Chicago’s public schools are a monument to bureaucratic inertia and misplaced priorities, where large sums of taxpayer dollars disappear into underutilized buildings while student achievement plummets. Frederick Douglass Academy High School is an example of the dysfunction. The school was built to accommodate 1,008 students and now has only 27 students. Yet it remains open with 28 full-time employees – more staff than children. A one-to-one staff-to-student ratio is a luxury that even private schools cannot provide, but here it yields zero academic progress.
In 2024, operating expenses at Douglass exceeded $93,000 per student, and that figure excludes capital expenditures and debt service, making total expenses even higher. Despite this generous funding, the latest state data from 2024 shows that no 11th grade student is proficient in math or reading.
Poor attendance compounds the failure: 65.6% of enrolled students are chronically absent, missing more than 10% of school days.
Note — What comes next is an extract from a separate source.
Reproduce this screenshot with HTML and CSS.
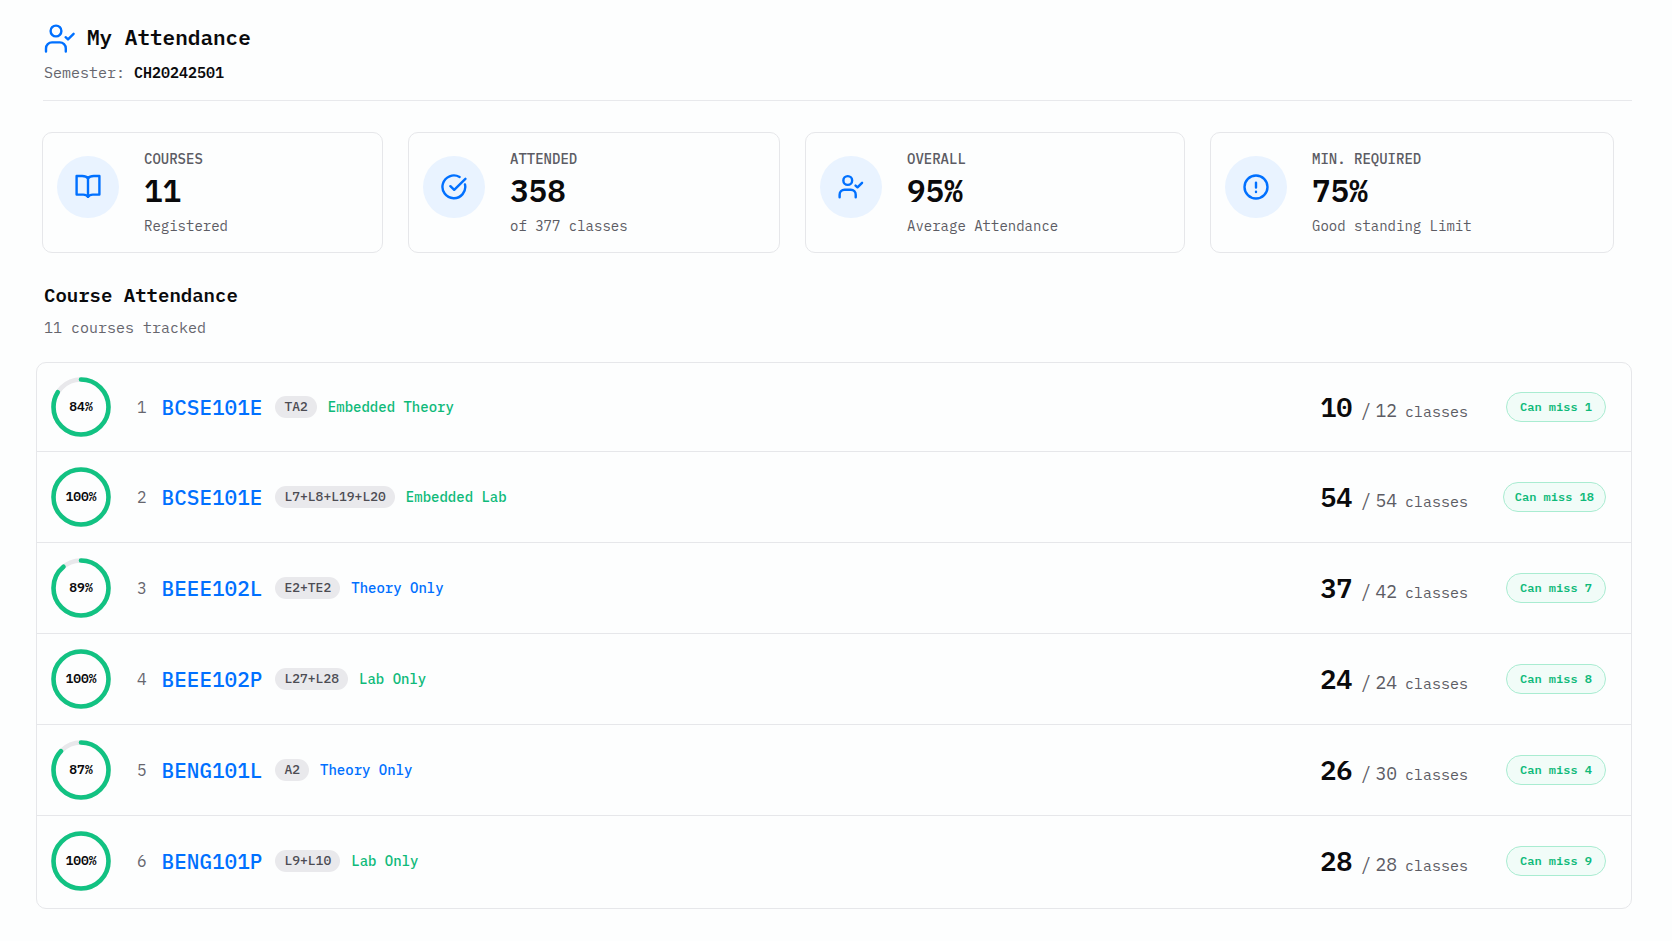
FILE: index.html
```html
<!DOCTYPE html>
<html lang="en">

<head>
    <meta charset="UTF-8">
    <meta name="viewport" content="width=device-width, initial-scale=1.0">
    <title>My Attendance</title>
    <link rel="stylesheet" href="styles.css">
</head>

<body>
    <!-- shared icons -->
    <svg class="sprite" aria-hidden="true">
        <symbol id="user-check" viewBox="0 0 32 32">
            <circle cx="12" cy="8" r="5.4" />
            <path d="M2 28.6v-3.2a6 6 0 0 1 6-6h7.8a6 6 0 0 1 6 6v3.2" />
            <path d="M21.6 14.2l2.4 2.2 5.6-5.6" />
        </symbol>
        <symbol id="book" viewBox="0 0 26 26">
            <path d="M13 4.2C11.6 2.4 9.6 2 7.2 2H1.6v18.6h6.6c2.2 0 3.8.5 4.8 2.2 1-1.7 2.6-2.2 4.8-2.2h6.6V2h-5.6C16.4 2 14.4 2.4 13 4.2z" />
            <path d="M13 4.2v18.6" />
        </symbol>
        <symbol id="check-circle" viewBox="0 0 26 26">
            <path d="M24 10.4A11.4 11.4 0 1 1 18.6 3" />
            <path d="M9.4 12.2l3.8 3.6L24.4 4.8" />
        </symbol>
        <symbol id="alert-circle" viewBox="0 0 26 26">
            <circle cx="13" cy="13" r="11.5" />
            <path d="M13 8.6v5M13 17.8v.2" />
        </symbol>
    </svg>

    <main class="page">
        <header class="header">
            <h1 class="title">
                <svg class="title-icon"><use href="#user-check" /></svg>
                My Attendance
            </h1>
            <p class="semester">Semester: <strong>CH20242501</strong></p>
        </header>

        <section class="stats">
            <div class="stat">
                <div class="stat-icon"><svg><use href="#book" /></svg></div>
                <div>
                    <p class="stat-label">COURSES</p>
                    <p class="stat-value">11</p>
                    <p class="stat-note">Registered</p>
                </div>
            </div>
            <div class="stat">
                <div class="stat-icon"><svg><use href="#check-circle" /></svg></div>
                <div>
                    <p class="stat-label">ATTENDED</p>
                    <p class="stat-value">358</p>
                    <p class="stat-note">of 377 classes</p>
                </div>
            </div>
            <div class="stat">
                <div class="stat-icon"><svg class="user"><use href="#user-check" /></svg></div>
                <div>
                    <p class="stat-label">OVERALL</p>
                    <p class="stat-value">95%</p>
                    <p class="stat-note">Average Attendance</p>
                </div>
            </div>
            <div class="stat">
                <div class="stat-icon"><svg><use href="#alert-circle" /></svg></div>
                <div>
                    <p class="stat-label">MIN. REQUIRED</p>
                    <p class="stat-value">75%</p>
                    <p class="stat-note">Good standing Limit</p>
                </div>
            </div>
        </section>

        <section>
            <div class="section-head">
                <h2>Course Attendance</h2>
                <p>11 courses tracked</p>
            </div>

            <ul class="courses">
                <li class="course">
                    <div class="ring">
                        <svg viewBox="0 0 60 60">
                            <circle class="track" cx="30" cy="30" r="27.5" />
                            <circle class="bar" cx="30" cy="30" r="27.5" pathLength="100" style="stroke-dasharray: 84 100" />
                        </svg>
                        <span>84%</span>
                    </div>
                    <span class="index">1</span>
                    <span class="code">BCSE101E</span>
                    <span class="slot">TA2</span>
                    <span class="type green">Embedded Theory</span>
                    <p class="count"><b>10</b><span class="total"><i>/</i>12</span><small>classes</small></p>
                    <div class="status"><span class="badge">Can miss 1</span></div>
                </li>
                <li class="course">
                    <div class="ring">
                        <svg viewBox="0 0 60 60">
                            <circle class="track" cx="30" cy="30" r="27.5" />
                            <circle class="bar" cx="30" cy="30" r="27.5" pathLength="100" style="stroke-dasharray: 100 100" />
                        </svg>
                        <span>100%</span>
                    </div>
                    <span class="index">2</span>
                    <span class="code">BCSE101E</span>
                    <span class="slot">L7+L8+L19+L20</span>
                    <span class="type green">Embedded Lab</span>
                    <p class="count"><b>54</b><span class="total"><i>/</i>54</span><small>classes</small></p>
                    <div class="status"><span class="badge">Can miss 18</span></div>
                </li>
                <li class="course">
                    <div class="ring">
                        <svg viewBox="0 0 60 60">
                            <circle class="track" cx="30" cy="30" r="27.5" />
                            <circle class="bar" cx="30" cy="30" r="27.5" pathLength="100" style="stroke-dasharray: 89 100" />
                        </svg>
                        <span>89%</span>
                    </div>
                    <span class="index">3</span>
                    <span class="code">BEEE102L</span>
                    <span class="slot">E2+TE2</span>
                    <span class="type blue">Theory Only</span>
                    <p class="count"><b>37</b><span class="total"><i>/</i>42</span><small>classes</small></p>
                    <div class="status"><span class="badge">Can miss 7</span></div>
                </li>
                <li class="course">
                    <div class="ring">
                        <svg viewBox="0 0 60 60">
                            <circle class="track" cx="30" cy="30" r="27.5" />
                            <circle class="bar" cx="30" cy="30" r="27.5" pathLength="100" style="stroke-dasharray: 100 100" />
                        </svg>
                        <span>100%</span>
                    </div>
                    <span class="index">4</span>
                    <span class="code">BEEE102P</span>
                    <span class="slot">L27+L28</span>
                    <span class="type green">Lab Only</span>
                    <p class="count"><b>24</b><span class="total"><i>/</i>24</span><small>classes</small></p>
                    <div class="status"><span class="badge">Can miss 8</span></div>
                </li>
                <li class="course">
                    <div class="ring">
                        <svg viewBox="0 0 60 60">
                            <circle class="track" cx="30" cy="30" r="27.5" />
                            <circle class="bar" cx="30" cy="30" r="27.5" pathLength="100" style="stroke-dasharray: 87 100" />
                        </svg>
                        <span>87%</span>
                    </div>
                    <span class="index">5</span>
                    <span class="code">BENG101L</span>
                    <span class="slot">A2</span>
                    <span class="type blue">Theory Only</span>
                    <p class="count"><b>26</b><span class="total"><i>/</i>30</span><small>classes</small></p>
                    <div class="status"><span class="badge">Can miss 4</span></div>
                </li>
                <li class="course">
                    <div class="ring">
                        <svg viewBox="0 0 60 60">
                            <circle class="track" cx="30" cy="30" r="27.5" />
                            <circle class="bar" cx="30" cy="30" r="27.5" pathLength="100" style="stroke-dasharray: 100 100" />
                        </svg>
                        <span>100%</span>
                    </div>
                    <span class="index">6</span>
                    <span class="code">BENG101P</span>
                    <span class="slot">L9+L10</span>
                    <span class="type green">Lab Only</span>
                    <p class="count"><b>28</b><span class="total"><i>/</i>28</span><small>classes</small></p>
                    <div class="status"><span class="badge">Can miss 9</span></div>
                </li>
            </ul>
        </section>
    </main>
</body>

</html>
```

FILE: styles.css
```css
* {
    margin: 0;
    padding: 0;
    box-sizing: border-box;
}

body {
    font-family: "IBM Plex Mono", "Liberation Mono", monospace;
    font-size: 15px;
    line-height: 20px;
    color: #0a0a0c;
    background-color: #fdfefe;
}

h1,
h2,
b,
strong {
    font-weight: 600;
}

ul {
    list-style: none;
}

svg {
    fill: none;
    stroke: #0070ff;
    stroke-width: 2.4;
    stroke-linecap: round;
    stroke-linejoin: round;
}

.sprite {
    display: none;
}

.page {
    padding: 21px 40px 32px 36px;
}

/* header */
.header {
    margin-left: 7px;
    padding: 0 0 17px 1px;
    border-bottom: 1px solid #e8e9ec;
}

.title {
    display: flex;
    align-items: center;
    gap: 11px;
    height: 32px;
    font-size: 21px;
}

.title-icon {
    width: 32px;
    height: 32px;
    margin-top: 4px;
}

.semester {
    margin-top: 10px;
    color: #66666e;
}

.semester strong {
    color: #0a0a0c;
}

/* summary cards */
.stats {
    display: grid;
    grid-template-columns: 341fr 372fr 380fr 404fr;
    gap: 25px;
    margin: 31px 18px 0 6px;
}

.stat {
    display: flex;
    align-items: flex-start;
    gap: 25px;
    padding: 16px 14px;
    border: 1px solid #e6e7ea;
    border-radius: 10px;
}

.stat-icon {
    flex: none;
    display: grid;
    place-items: center;
    width: 62px;
    height: 62px;
    margin-top: 7px;
    border-radius: 50%;
    background-color: #e9f3ff;
}

.stat-icon svg {
    width: 26px;
    height: 26px;
}

.stat-icon .user {
    stroke-width: 3;
}

.stat-label,
.stat-note {
    font-size: 14px;
    color: #5c5c64;
}

.stat-label {
    font-weight: 500;
}

.stat-value {
    margin: 4px 0 7px;
    font-size: 31px;
    line-height: 36px;
    font-weight: 600;
}

/* course list */
.section-head {
    margin: 30px 0 24px 8px;
}

.section-head h2 {
    font-size: 19px;
    line-height: 24px;
}

.section-head p {
    margin-top: 11px;
    color: #66666e;
}

.courses {
    border: 1px solid #e6e7ea;
    border-radius: 10px;
}

.course {
    display: flex;
    align-items: center;
    padding: 15px 25px 15px 14px;
    border-bottom: 1px solid #e6e7ea;
}

.course:first-child {
    padding-top: 14px;
    padding-bottom: 14px;
}

.course:last-child {
    padding-bottom: 17px;
    border-bottom: none;
}

.ring {
    display: grid;
    place-items: center;
    width: 60px;
    height: 60px;
}

.ring svg,
.ring span {
    grid-area: 1 / 1;
}

.ring svg {
    width: 60px;
    height: 60px;
    stroke-width: 4.6;
    transform: rotate(-90deg);
}

.ring .track {
    stroke: #e8e8eb;
}

.ring .bar {
    stroke: #12c282;
}

.ring span {
    font-size: 13px;
    font-weight: 600;
}

.index {
    margin: 0 15px 0 26px;
    font-size: 16px;
    color: #66666e;
}

.code {
    font-size: 21px;
    font-weight: 500;
    color: #0070ff;
}

.slot {
    margin: 0 11px 0 13px;
    padding: 1px 9px;
    border-radius: 11px;
    font-size: 13px;
    font-weight: 500;
    color: #4c4c53;
    background-color: #e9e9ec;
}

.type {
    font-size: 14px;
    font-weight: 500;
}

.green {
    color: #0fba7a;
}

.blue {
    color: #0070ff;
}

.count {
    display: flex;
    align-items: baseline;
    gap: 8px;
    margin-left: auto;
    color: #5c5c64;
}

.count b {
    font-size: 27px;
    line-height: 32px;
    color: #0a0a0c;
}

.total {
    font-size: 18px;
}

.total i {
    margin-right: 4px;
    font-style: normal;
}

.count small {
    font-size: 15px;
}

.status {
    display: flex;
    justify-content: flex-end;
    width: 138px;
}

.badge {
    min-width: 100px;
    padding: 4px 11px;
    border: 1px solid #a9ecd1;
    border-radius: 15px;
    font-size: 12px;
    font-weight: 600;
    text-align: center;
    color: #0fba7a;
    background-color: #f1fcf8;
}
```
Fewer than a dozen children show up with any regularity, making the building little more than an expensive daycare facility for a handful of children—and even that description overstates its educational value.
Douglass is not an outlier in Chicago Public Schools (CPS). At least 255 school buildings are underutilized, representing more than half of the district’s standalone public schools. Of these, 145 are more than half empty, and 24 operate with a vacancy rate of more than 75%. These ghost schools drain resources that could transform education elsewhere.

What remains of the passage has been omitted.